+++ Input +++

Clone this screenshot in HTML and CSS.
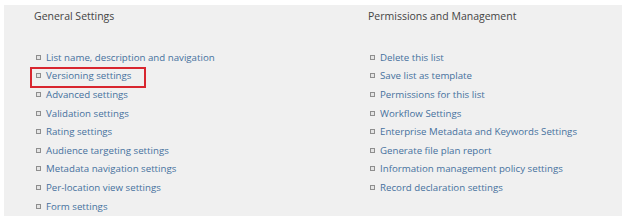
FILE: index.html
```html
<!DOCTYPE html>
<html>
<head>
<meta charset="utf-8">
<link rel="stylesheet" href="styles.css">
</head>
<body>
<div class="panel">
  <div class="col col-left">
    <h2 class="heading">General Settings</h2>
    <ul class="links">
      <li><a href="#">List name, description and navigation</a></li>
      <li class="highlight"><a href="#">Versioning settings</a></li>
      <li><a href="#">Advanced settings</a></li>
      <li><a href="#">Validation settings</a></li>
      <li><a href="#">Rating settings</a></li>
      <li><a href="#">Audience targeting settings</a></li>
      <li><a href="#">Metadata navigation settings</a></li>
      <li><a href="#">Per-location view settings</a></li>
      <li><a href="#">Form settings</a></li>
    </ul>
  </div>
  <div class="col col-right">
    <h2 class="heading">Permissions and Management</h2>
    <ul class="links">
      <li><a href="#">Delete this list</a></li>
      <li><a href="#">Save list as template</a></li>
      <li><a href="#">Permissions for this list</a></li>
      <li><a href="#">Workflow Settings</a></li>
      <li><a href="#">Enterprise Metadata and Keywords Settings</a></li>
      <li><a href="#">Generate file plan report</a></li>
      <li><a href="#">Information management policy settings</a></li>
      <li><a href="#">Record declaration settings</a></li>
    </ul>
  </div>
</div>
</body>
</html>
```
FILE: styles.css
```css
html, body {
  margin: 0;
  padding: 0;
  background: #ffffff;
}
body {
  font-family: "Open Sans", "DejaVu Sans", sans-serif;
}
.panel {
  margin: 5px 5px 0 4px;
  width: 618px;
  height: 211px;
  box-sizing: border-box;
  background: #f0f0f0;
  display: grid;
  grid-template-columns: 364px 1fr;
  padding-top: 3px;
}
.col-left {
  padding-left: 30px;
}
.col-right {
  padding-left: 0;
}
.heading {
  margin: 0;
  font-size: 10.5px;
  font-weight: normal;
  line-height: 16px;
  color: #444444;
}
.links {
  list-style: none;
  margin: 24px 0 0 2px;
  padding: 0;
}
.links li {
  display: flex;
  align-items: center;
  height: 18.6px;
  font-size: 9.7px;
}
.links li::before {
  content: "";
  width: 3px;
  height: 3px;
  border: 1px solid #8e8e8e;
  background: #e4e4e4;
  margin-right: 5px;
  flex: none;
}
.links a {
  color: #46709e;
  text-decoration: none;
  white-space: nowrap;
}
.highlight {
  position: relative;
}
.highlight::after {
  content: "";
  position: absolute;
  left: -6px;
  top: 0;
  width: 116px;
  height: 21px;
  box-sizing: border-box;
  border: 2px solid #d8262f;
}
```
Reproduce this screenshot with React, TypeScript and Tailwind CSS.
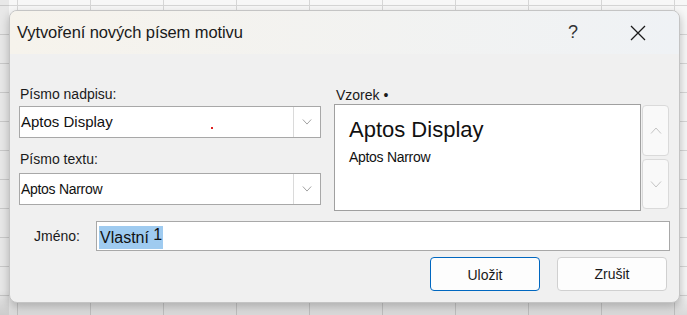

+++

## Set task
Without the pictures, restate all the entries above exactly.

## Solution for this exercise
Clone this screenshot in HTML and CSS.
FILE: index.html
```html
<!DOCTYPE html>
<html>
<head>
<meta charset="utf-8">
<link rel="stylesheet" href="styles.css">
</head>
<body>
<div class="panel">
  <div class="col col-left">
    <h2 class="heading">General Settings</h2>
    <ul class="links">
      <li><a href="#">List name, description and navigation</a></li>
      <li class="highlight"><a href="#">Versioning settings</a></li>
      <li><a href="#">Advanced settings</a></li>
      <li><a href="#">Validation settings</a></li>
      <li><a href="#">Rating settings</a></li>
      <li><a href="#">Audience targeting settings</a></li>
      <li><a href="#">Metadata navigation settings</a></li>
      <li><a href="#">Per-location view settings</a></li>
      <li><a href="#">Form settings</a></li>
    </ul>
  </div>
  <div class="col col-right">
    <h2 class="heading">Permissions and Management</h2>
    <ul class="links">
      <li><a href="#">Delete this list</a></li>
      <li><a href="#">Save list as template</a></li>
      <li><a href="#">Permissions for this list</a></li>
      <li><a href="#">Workflow Settings</a></li>
      <li><a href="#">Enterprise Metadata and Keywords Settings</a></li>
      <li><a href="#">Generate file plan report</a></li>
      <li><a href="#">Information management policy settings</a></li>
      <li><a href="#">Record declaration settings</a></li>
    </ul>
  </div>
</div>
</body>
</html>
```
FILE: styles.css
```css
html, body {
  margin: 0;
  padding: 0;
  background: #ffffff;
}
body {
  font-family: "Open Sans", "DejaVu Sans", sans-serif;
}
.panel {
  margin: 5px 5px 0 4px;
  width: 618px;
  height: 211px;
  box-sizing: border-box;
  background: #f0f0f0;
  display: grid;
  grid-template-columns: 364px 1fr;
  padding-top: 3px;
}
.col-left {
  padding-left: 30px;
}
.col-right {
  padding-left: 0;
}
.heading {
  margin: 0;
  font-size: 10.5px;
  font-weight: normal;
  line-height: 16px;
  color: #444444;
}
.links {
  list-style: none;
  margin: 24px 0 0 2px;
  padding: 0;
}
.links li {
  display: flex;
  align-items: center;
  height: 18.6px;
  font-size: 9.7px;
}
.links li::before {
  content: "";
  width: 3px;
  height: 3px;
  border: 1px solid #8e8e8e;
  background: #e4e4e4;
  margin-right: 5px;
  flex: none;
}
.links a {
  color: #46709e;
  text-decoration: none;
  white-space: nowrap;
}
.highlight {
  position: relative;
}
.highlight::after {
  content: "";
  position: absolute;
  left: -6px;
  top: 0;
  width: 116px;
  height: 21px;
  box-sizing: border-box;
  border: 2px solid #d8262f;
}
```
Reproduce this screenshot with React, TypeScript and Tailwind CSS.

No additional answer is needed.